Ultimately all of Hochbaum’s composites speak of time; it’s part of what she’s always pulling into the work. Her composites are fueled by a feeling of visual voraciousness and a delight in the tension between component details and the greater whole. Hochbaum’s concerns with breaking up space in a planar fashion can be seen in her early painting and print work. Her composite photographs can be compared to those of David Hockney. Both artists have found ways in which the format is a conduit for each artist’s painterly impulses. Hockney’s composites create and emphasize a two-dimensional image, dismantling photography’s potential for depth of field, whereas Hochbaum engages the process as a method of expansion and exploration of the possibilities of pictorial space, emphasizing depth by restating variations in atmospheric space and the relationships between the objects that inhabit that space.

Flashback: Southern California (night). Hochbaum finds herself at the base of a suburban mountain. Interior lit architecture glows under an electric blue sky. The artist begins to shoot, assembling component pieces for what will become Evening in Orange County (2008). The composition reveals itself in the triadic structure of three ficus trees, one placed front and center, another to the left in the middle distance, and another far off to the right. The trees sparkle with holiday lights wrapped around their trunks and limbs, equally beautiful and absurd, simultaneously of and apart from nature. In the final composition a dot of a brilliant white moon pierces the upper left quadrant of the work, offset by a fugue-like jigsaw of shifting zones, deep blue panels of sky that form a sublime architecture.
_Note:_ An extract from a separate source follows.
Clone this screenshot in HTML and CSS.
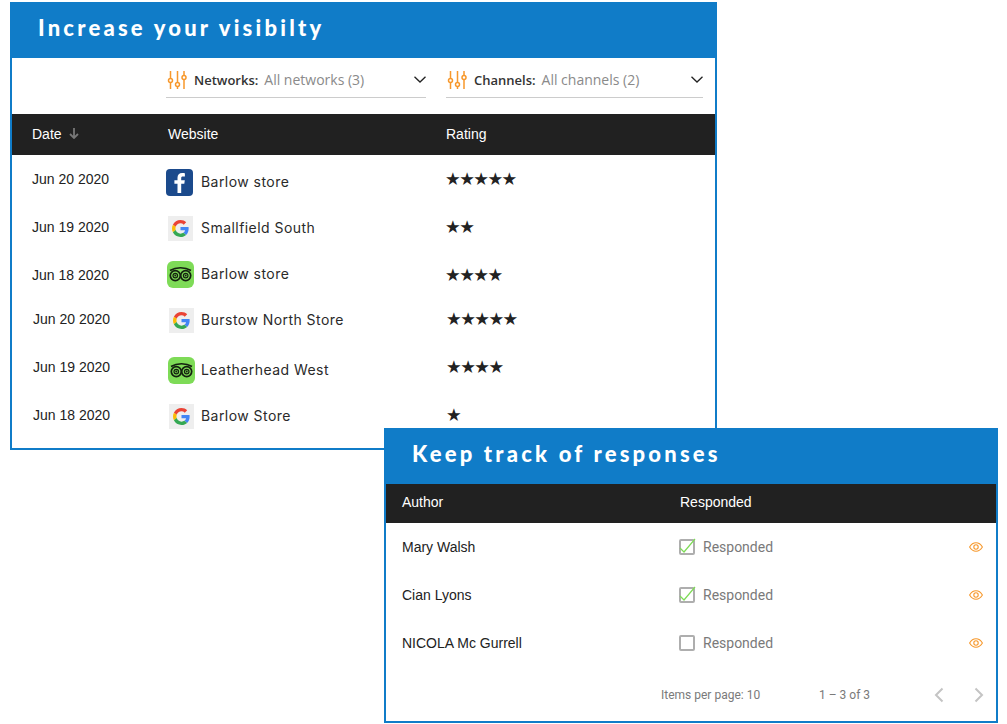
FILE: index.html
```html
<!DOCTYPE html>
<html lang="en">
<head>
  <meta charset="UTF-8">
  <title>Reviews</title>
  <link rel="stylesheet" href="styles.css">
</head>
<body>
  <svg class="sprite" aria-hidden="true">
    <symbol id="i-sliders" viewBox="0 0 20 20">
      <g fill="none" stroke="#f7982b" stroke-width="1.500">
        <path d="M3.500 1v7.500M3.500 12.500v6.500M10.500 1v11.500M10.500 16.500v2.500M17 1v4.500M17 9.500v9.500"/>
        <circle cx="3.500" cy="10.500" r="2"/>
        <circle cx="10.500" cy="14.500" r="2"/>
        <circle cx="17" cy="7.500" r="2"/>
      </g>
    </symbol>
    <symbol id="i-chevron" viewBox="0 0 12 7">
      <path d="M.5.700 6 6 11.500.700" fill="none" stroke="#222" stroke-width="1.300"/>
    </symbol>
    <symbol id="i-google" viewBox="0 0 25 25">
      <rect width="25" height="25" fill="#eeeeee"/>
      <g transform="translate(4 4) scale(.354)">
        <path fill="#EA4335" d="M24 9.500c3.540 0 6.710 1.220 9.210 3.600l6.850-6.850C35.900 2.380 30.470 0 24 0 14.620 0 6.510 5.380 2.560 13.220l7.980 6.190C12.430 13.720 17.740 9.500 24 9.500z"/>
        <path fill="#4285F4" d="M46.980 24.550c0-1.570-.15-3.090-.38-4.550H24v9.020h12.940c-.58 2.960-2.260 5.480-4.780 7.180l7.730 6c4.510-4.180 7.090-10.360 7.090-17.650z"/>
        <path fill="#FBBC05" d="M10.530 28.590c-.48-1.450-.76-2.990-.76-4.590s.27-3.140.76-4.590l-7.980-6.190C.92 16.460 0 20.120 0 24c0 3.880.92 7.540 2.560 10.780l7.970-6.190z"/>
        <path fill="#34A853" d="M24 48c6.480 0 11.930-2.130 15.890-5.810l-7.730-6c-2.150 1.450-4.920 2.300-8.160 2.300-6.260 0-11.570-4.220-13.470-9.910l-7.980 6.190C6.510 42.620 14.620 48 24 48z"/>
      </g>
    </symbol>
    <symbol id="i-facebook" viewBox="0 0 27 27">
      <rect width="27" height="27" rx="4" fill="#1b4a8c"/>
      <path fill="#fff" d="M15.200 24v-9.200h3.100l.5-3.500h-3.600V9.100c0-1 .3-1.700 1.800-1.700h1.900V4.200c-.4 0-1.500-.2-2.800-.2-2.800 0-4.600 1.700-4.600 4.700v2.600H8.400v3.500h3.100V24z"/>
    </symbol>
    <symbol id="i-tripadvisor" viewBox="0 0 27 27">
      <rect width="27" height="27" rx="6" fill="#7edb57"/>
      <g fill="none" stroke="#14210f">
        <path d="M3 9.500c3-1.800 6.500-2.700 10.500-2.700s7.500.9 10.500 2.700" stroke-width="1.600"/>
        <circle cx="8.300" cy="14.600" r="5" stroke-width="1.700"/>
        <circle cx="18.700" cy="14.600" r="5" stroke-width="1.700"/>
        <circle cx="8.300" cy="14.600" r="2.300" stroke-width="1.200"/>
        <circle cx="18.700" cy="14.600" r="2.300" stroke-width="1.200"/>
      </g>
      <circle cx="8.300" cy="14.600" r="1" fill="#14210f"/>
      <circle cx="18.700" cy="14.600" r="1" fill="#14210f"/>
    </symbol>
    <symbol id="i-eye" viewBox="0 0 14 10">
      <g fill="none" stroke="#f7982b" stroke-width="1.100">
        <path d="M.6 5C2.200 2.300 4.400.8 7 .8s4.800 1.500 6.400 4.200C11.800 7.700 9.600 9.200 7 9.200S2.200 7.700.6 5z"/>
        <circle cx="7" cy="5" r="2.200"/>
      </g>
    </symbol>
    <symbol id="i-pager" viewBox="0 0 10 16">
      <path d="M8.500 1.500 2 8l6.500 6.500" fill="none" stroke="#c4c4c4" stroke-width="2"/>
    </symbol>
  </svg>

  <section class="panel panel-reviews">
    <h2 class="panel-title">Increase your visibilty</h2>

    <div class="filters">
      <div class="filter filter-networks">
        <svg class="filter-icon"><use href="#i-sliders"/></svg>
        <span class="filter-label">Networks:</span>
        <span class="filter-value">All networks (3)</span>
        <svg class="chevron"><use href="#i-chevron"/></svg>
      </div>
      <div class="filter filter-channels">
        <svg class="filter-icon"><use href="#i-sliders"/></svg>
        <span class="filter-label">Channels:</span>
        <span class="filter-value">All channels (2)</span>
        <svg class="chevron"><use href="#i-chevron"/></svg>
      </div>
    </div>

    <div class="review-head">
      <span class="sort-col">Date
        <svg class="sort-arrow" viewBox="0 0 10 11"><path d="M5 0v10M1 6l4 4 4-4" fill="none" stroke="#777" stroke-width="1.800"/></svg>
      </span>
      <span class="website-col">Website</span>
      <span>Rating</span>
    </div>

    <div class="review-row">
      <span class="date">Jun 20 2020</span>
      <span class="site drop-3"><svg class="logo logo-fb"><use href="#i-facebook"/></svg>Barlow store</span>
      <span class="stars">★★★★★</span>
    </div>
    <div class="review-row">
      <span class="date">Jun 19 2020</span>
      <span class="site drop-1"><svg class="logo logo-g"><use href="#i-google"/></svg>Smallfield South</span>
      <span class="stars">★★</span>
    </div>
    <div class="review-row">
      <span class="date">Jun 18 2020</span>
      <span class="site rise-1"><svg class="logo logo-ta"><use href="#i-tripadvisor"/></svg>Barlow store</span>
      <span class="stars">★★★★</span>
    </div>
    <div class="review-row row-short nudged">
      <span class="date">Jun 20 2020</span>
      <span class="site drop-1"><svg class="logo logo-g"><use href="#i-google"/></svg>Burstow North Store</span>
      <span class="stars">★★★★★</span>
    </div>
    <div class="review-row nudged">
      <span class="date">Jun 19 2020</span>
      <span class="site drop-3"><svg class="logo logo-ta"><use href="#i-tripadvisor"/></svg>Leatherhead West</span>
      <span class="stars">★★★★</span>
    </div>
    <div class="review-row nudged">
      <span class="date">Jun 18 2020</span>
      <span class="site drop-1"><svg class="logo logo-g"><use href="#i-google"/></svg>Barlow Store</span>
      <span class="stars">★</span>
    </div>
  </section>

  <section class="panel panel-responses">
    <h2 class="panel-title">Keep track of responses</h2>

    <div class="response-head">
      <span>Author</span>
      <span>Responded</span>
    </div>

    <div class="response-row">
      <span class="author">Mary Walsh</span>
      <span class="responded">
        <span class="checkbox"><svg class="tick" viewBox="0 0 17 15"><path d="M1 10l4 4L16 1" fill="none" stroke="#7edb57" stroke-width="1.200"/></svg></span>
        Responded
      </span>
      <svg class="eye"><use href="#i-eye"/></svg>
    </div>
    <div class="response-row">
      <span class="author">Cian Lyons</span>
      <span class="responded">
        <span class="checkbox"><svg class="tick" viewBox="0 0 17 15"><path d="M1 10l4 4L16 1" fill="none" stroke="#7edb57" stroke-width="1.200"/></svg></span>
        Responded
      </span>
      <svg class="eye"><use href="#i-eye"/></svg>
    </div>
    <div class="response-row">
      <span class="author">NICOLA Mc Gurrell</span>
      <span class="responded">
        <span class="checkbox"></span>
        Responded
      </span>
      <svg class="eye"><use href="#i-eye"/></svg>
    </div>

    <div class="pager">
      <span class="pager-size">Items per page: 10</span>
      <span class="pager-range">1 – 3 of 3</span>
      <svg class="pager-btn"><use href="#i-pager"/></svg>
      <svg class="pager-btn pager-next"><use href="#i-pager"/></svg>
    </div>
  </section>
</body>
</html>
```

FILE: styles.css
```css
body {
  margin: 0;
  background: #fff;
  font-family: "Liberation Sans", Arial, sans-serif;
  color: #222;
}
.sprite { display: none; }

/* the two cards sit on a free canvas, second one overlaps the first */
.panel {
  position: absolute;
  box-sizing: border-box;
  background: #fff;
  border: 2px solid #107cc8;
  border-top: 0;
}
.panel-reviews { left: 10px; top: 2px; width: 707px; height: 448px; }
.panel-responses { left: 384px; top: 428px; width: 614px; height: 295px; }

.panel-title {
  margin: 0 -2px;
  height: 56px;
  line-height: 52px;
  background: #107cc8;
  color: #fff;
  font-family: Lato, sans-serif;
  font-size: 22px;
  font-weight: 900;
  letter-spacing: 3.2px;
  padding-left: 28px;
}

/* filters */
.filters {
  display: flex;
  height: 56px;
  padding-left: 154px;
  font-family: "Open Sans", sans-serif;
  font-size: 14px;
}
.filter {
  display: flex;
  align-items: center;
  box-sizing: border-box;
  height: 40px;
  border-bottom: 1px solid #ccc;
  padding-top: 4px;
}
.filter-networks { width: 260px; margin-right: 20px; }
.filter-channels { width: 257px; }
.filter-icon { width: 20px; height: 20px; margin: 0 7px 0 1px; }
.filter-label { font-weight: 600; color: #333; margin-right: 6px; font-size: 13px; }
.filter-value { color: #8a8a8a; }
.chevron { width: 12px; height: 7px; margin-left: auto; margin-right: 0; }

/* reviews table */
.review-head, .review-row {
  display: grid;
  grid-template-columns: 154px 280px 1fr;
  align-items: center;
}
.review-head {
  height: 41px;
  padding-bottom: 2px;
  box-sizing: border-box;
  background: #212121;
  color: #fff;
  font-size: 14px;
}
.sort-col { padding-left: 20px; display: flex; align-items: center; gap: 7px; }
.sort-arrow { width: 10px; height: 11px; }
.website-col { padding-left: 2px; }
.review-row { height: 48px; }
.row-short { height: 40px; margin-bottom: 4px; }

.date { padding-left: 20px; font-size: 14px; color: #222; }
.nudged .date { padding-left: 21px; }
.site {
  display: flex;
  align-items: center;
  font-family: Inter, sans-serif;
  font-size: 14px;
  letter-spacing: .45px;
  color: #2a2a2a;
}
.drop-3 { padding-top: 4px; }
.rise-1 { padding-bottom: 4px; }
.logo { flex: none; margin-top: 2px; margin-right: 8px; }
.logo-fb { width: 27px; height: 27px; }
.logo-g { width: 25px; height: 25px; margin-left: 2px; }
.logo-ta { width: 27px; height: 27px; margin-left: 1px; margin-right: 7px; }
.nudged .logo-g { margin-left: 3px; margin-right: 7px; }
.nudged .logo-ta { margin-left: 2px; margin-right: 6px; }

.stars {
  font-family: "DejaVu Sans", sans-serif;
  font-size: 17.500px;
  letter-spacing: -1.550px;
  line-height: 20px;
  color: #222;
  margin-left: -1px;
}
.nudged .stars { padding-left: 1px; }

/* responses table */
.response-head, .response-row {
  display: grid;
  grid-template-columns: 277px 1fr auto;
  align-items: center;
}
.response-head {
  grid-template-columns: 278px 1fr;
  box-sizing: border-box;
  height: 39px;
  padding: 0 0 4px 16px;
  background: #212121;
  color: #fff;
  font-size: 14px;
}
.response-row { height: 48px; padding: 0 13px 0 16px; }
.author { font-size: 14px; color: #222; }
.responded {
  display: flex;
  align-items: center;
  gap: 8px;
  font-family: Roboto, sans-serif;
  font-size: 14px;
  color: #7a7a7a;
}
.checkbox {
  position: relative;
  box-sizing: border-box;
  width: 16px;
  height: 16px;
  border: 2px solid #aeaeae;
  border-radius: 2px;
}
.tick { position: absolute; left: -2px; top: -3px; width: 17px; height: 15px; }
.eye { width: 14px; height: 10px; }

.pager {
  display: flex;
  align-items: center;
  height: 56px;
  padding-left: 275px;
  font-family: Roboto, sans-serif;
  font-size: 12px;
  color: #7a7a7a;
}
.pager-size { width: 158px; }
.pager-range { width: 115px; }
.pager-btn { width: 10px; height: 16px; margin-right: 30px; }
.pager-next { transform: scaleX(-1); margin-right: 0; }
```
A central impulse of Hochbaum’s work seems to be to offer an experience of Beauty in the most classical sense. But Hochbaum’s fractured narratives give way to a subtle-but-potent idea, that beauty is an ever-shifting process, a destabilized chaos in which magnificent shards conjoin to serve a unity. Hochbaum highlights the interrelationship of her component parts, refusing the ease of the seamless image. Even the subject matter of Hochbaum’s work is subsumed by her compositional imperatives. Hochbaum, out in the world with her camera, seems to be on the lookout for vistas powerful enough to withstand the crucible of her process.

Pan across to: It’s been storming out and Hochbaum’s gaze is drawn through a window of her home out onto the depth of green of her back yard. She positions her camera, capturing pictorial pieces that will culminate in a three-tiered composition of grass, trees and tempestuous sky. This accumulation will manifest as Stormy Weather (2008), in which Hochbaum’s compositional acumen kicks into high gear. Here the reflections of a white window frame become a curvilinear grid that serves as a metaphoric and structural foundation for the piece. Note the interplay between the geometry of its architectural form and the lines of the white barn structure outside. The panes of Hochbaum’s component units of the natural world parallel the window panes through which her camera eye is focused. The lines of the curving grid begin to suggest an ovoid shape that holds the work’s center. Stormy Weather is a compositional tour-de-force, simultaneously sustaining a tremendous sense of movement and breathtaking balance.

Trees are the rubric around which this grouping of work was formed, however trees aren’t the whole story. Each one of these works contains, frames, flaunts and celebrates the trees within them, but the real through-line is Hochbaum herself, and her persistent eye. These works represent moments in time in which the artist, fully present and engaged, grabs hold of the world coming in through her viewfinder. The works come into being cinematically, in the editing room, where the artist, now in retreat from the outer world remakes it at will. Consider a work such as Christmas Eve at Rite Aid (2007). The mulberry tree is framed dead center, but somehow the subtext of the work can’t be suppressed. Christmas Eve in a drug store parking lot—no people around, not even that many cars. A strange, suspended, moment in time, one that had most likely been built around some kind of banal errand. But there’s Hochbaum, at the ready—noticing.

Amy White is an artist and writer who lives in Carrboro, NC.